Based on these numbers, and similar results going back roughly 30 years, it does make sense to use multiple indexes if the index participation is roughly equal or the indexes are not well correlated. The Russell, Nasdaq, and Hang Seng returns averaged about 50 percent higher than the S&P 500. Adding these indices might provide a boost to index annuity interest.

Zig vs. Zag
The four U.S. indices have return correlations over 90 percent, which means when one zigs in a particular direction they all zig in the same way. However, some of the foreign indices (and some new commodities indices that will be offered in the future) sometimes zag when the S&P 500 zigs, meaning that even if these foreign indices offer lower caps they may well outperform the S&P 500 at times.

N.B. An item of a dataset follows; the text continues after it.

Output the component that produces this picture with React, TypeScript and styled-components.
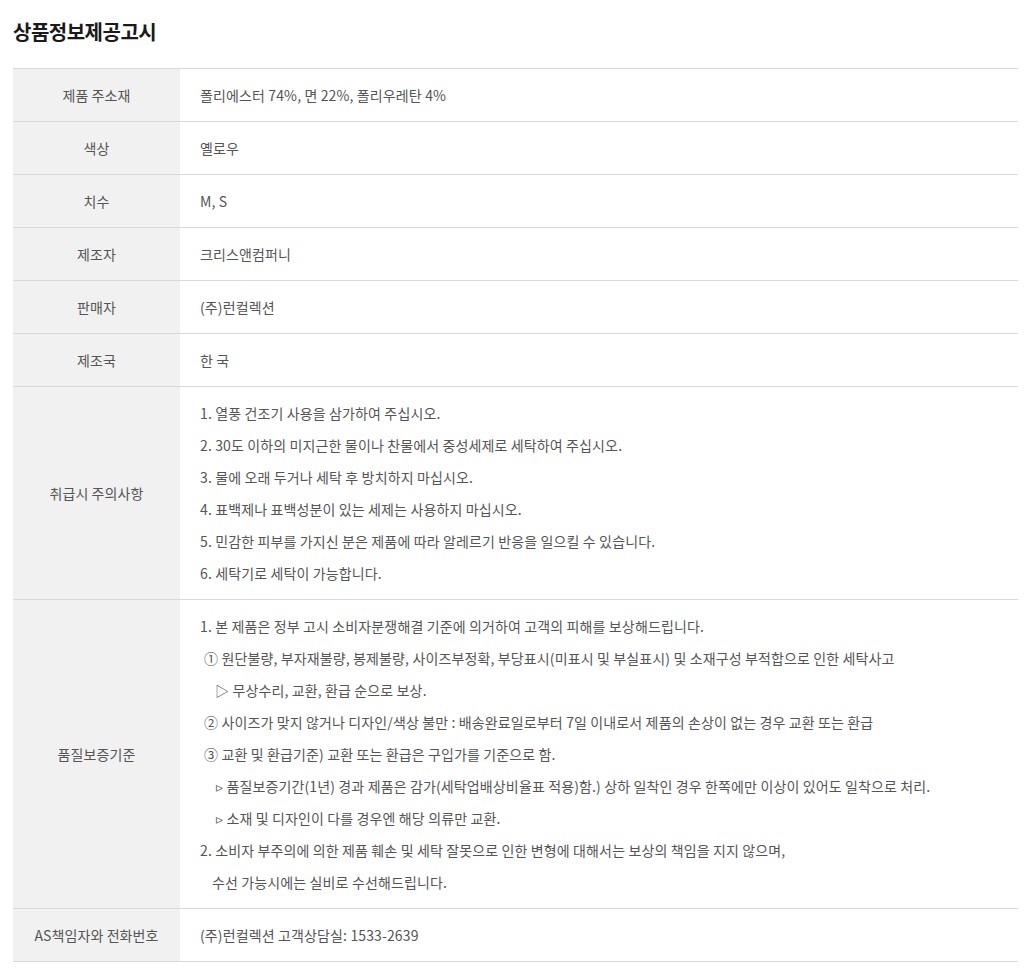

For example, the Hang Seng only moved similar to the S&P 500 76 percent of the time while the Nikkei 225 mirrored the S&P 500 only 58 percent of the time. Periodically, these indices produced strong gains when the U.S. markets were flat. But don’t pick indices simply because they have low correlation. The reason may be because the index was down a lot when everyone else was reporting gains.

Using additional indices provides more opportunities to earn interest, and because it is an index annuity the annuity owner isn’t going to lose money by picking the wrong index. Try to find indexes with lower correlation (if you have the S&P 500, don’t add the DJIA) and don’t dismiss one index if the cap is slightly lower than another because it may provide positive zag.